- [AIM]
Would you write out the listing verbatim and skip every picture in it?

--- DATA EXCERPT ---

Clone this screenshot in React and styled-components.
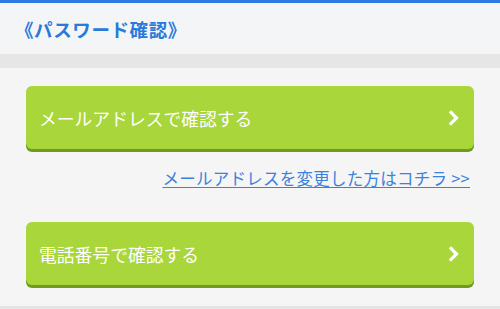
import React from "react";
import styled, { createGlobalStyle } from "styled-components";

const Global = createGlobalStyle`
  html, body {
    margin: 0;
    padding: 0;
    background: #f5f5f5;
    font-family: "Noto Sans CJK JP", "Noto Sans", sans-serif;
  }
`;

const Page = styled.div`
  width: 500px;
  height: 309px;
  overflow: hidden;
  display: flex;
  flex-direction: column;
  background: #f5f5f5;
`;

const Header = styled.header`
  height: 51px;
  border-top: 3px solid #2b7be3;
  background: #f4f5f7;
  display: flex;
  align-items: center;
  padding-left: 15px;
`;

const Title = styled.h1`
  margin: 0;
  font-size: 18.5px;
  font-weight: 700;
  color: #2a7ad9;
  letter-spacing: 0.6px;
`;

const Band = styled.div`
  height: 14px;
  background: #e6e6e6;
`;

const Content = styled.main`
  flex: 1;
  padding: 18px 26px 0;
  display: flex;
  flex-direction: column;
`;

const Button = styled.a`
  height: 63px;
  border-radius: 6px;
  background: #a8d63b;
  box-shadow: 0 3px 0 #6e9c1f;
  display: flex;
  align-items: center;
  justify-content: space-between;
  padding: 0 14px 0 13px;
  color: #ffffff;
  font-size: 17.8px;
  text-decoration: none;
  cursor: pointer;
`;

const LinkRow = styled.div`
  display: flex;
  justify-content: flex-end;
  padding-right: 4px;
  margin: 15px 0 30px;
  height: 28px;
  align-items: center;
`;

const TextLink = styled.a`
  font-size: 16.5px;
  letter-spacing: 0.25px;
  color: #3a83dc;
  text-decoration: underline;
  text-underline-offset: 2px;
`;

const Footer = styled.div`
  margin-top: auto;
  height: 3px;
  background: #e4e4e4;
`;

function Chevron() {
  return (
    <svg width="12" height="16" viewBox="0 0 12 16">
      <polyline
        points="3,2.5 8.5,8 3,13.5"
        fill="none"
        stroke="#ffffff"
        strokeWidth="3.2"
        strokeLinecap="square"
      />
    </svg>
  );
}

export default function App() {
  return (
    <Page>
      <Global />
      <Header>
        <Title>《パスワード確認》</Title>
      </Header>
      <Band />
      <Content>
        <Button>
          メールアドレスで確認する
          <Chevron />
        </Button>
        <LinkRow>
          <TextLink href="#">メールアドレスを変更した方はコチラ &gt;&gt;</TextLink>
        </LinkRow>
        <Button>
          電話番号で確認する
          <Chevron />
        </Button>
      </Content>
      <Footer />
    </Page>
  );
}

---

- [FULL SOLUTION]
Clone this screenshot in React and styled-components.
import React from "react";
import styled, { createGlobalStyle } from "styled-components";

const Global = createGlobalStyle`
  html, body {
    margin: 0;
    padding: 0;
    background: #f5f5f5;
    font-family: "Noto Sans CJK JP", "Noto Sans", sans-serif;
  }
`;

const Page = styled.div`
  width: 500px;
  height: 309px;
  overflow: hidden;
  display: flex;
  flex-direction: column;
  background: #f5f5f5;
`;

const Header = styled.header`
  height: 51px;
  border-top: 3px solid #2b7be3;
  background: #f4f5f7;
  display: flex;
  align-items: center;
  padding-left: 15px;
`;

const Title = styled.h1`
  margin: 0;
  font-size: 18.5px;
  font-weight: 700;
  color: #2a7ad9;
  letter-spacing: 0.6px;
`;

const Band = styled.div`
  height: 14px;
  background: #e6e6e6;
`;

const Content = styled.main`
  flex: 1;
  padding: 18px 26px 0;
  display: flex;
  flex-direction: column;
`;

const Button = styled.a`
  height: 63px;
  border-radius: 6px;
  background: #a8d63b;
  box-shadow: 0 3px 0 #6e9c1f;
  display: flex;
  align-items: center;
  justify-content: space-between;
  padding: 0 14px 0 13px;
  color: #ffffff;
  font-size: 17.8px;
  text-decoration: none;
  cursor: pointer;
`;

const LinkRow = styled.div`
  display: flex;
  justify-content: flex-end;
  padding-right: 4px;
  margin: 15px 0 30px;
  height: 28px;
  align-items: center;
`;

const TextLink = styled.a`
  font-size: 16.5px;
  letter-spacing: 0.25px;
  color: #3a83dc;
  text-decoration: underline;
  text-underline-offset: 2px;
`;

const Footer = styled.div`
  margin-top: auto;
  height: 3px;
  background: #e4e4e4;
`;

function Chevron() {
  return (
    <svg width="12" height="16" viewBox="0 0 12 16">
      <polyline
        points="3,2.5 8.5,8 3,13.5"
        fill="none"
        stroke="#ffffff"
        strokeWidth="3.2"
        strokeLinecap="square"
      />
    </svg>
  );
}

export default function App() {
  return (
    <Page>
      <Global />
      <Header>
        <Title>《パスワード確認》</Title>
      </Header>
      <Band />
      <Content>
        <Button>
          メールアドレスで確認する
          <Chevron />
        </Button>
        <LinkRow>
          <TextLink href="#">メールアドレスを変更した方はコチラ &gt;&gt;</TextLink>
        </LinkRow>
        <Button>
          電話番号で確認する
          <Chevron />
        </Button>
      </Content>
      <Footer />
    </Page>
  );
}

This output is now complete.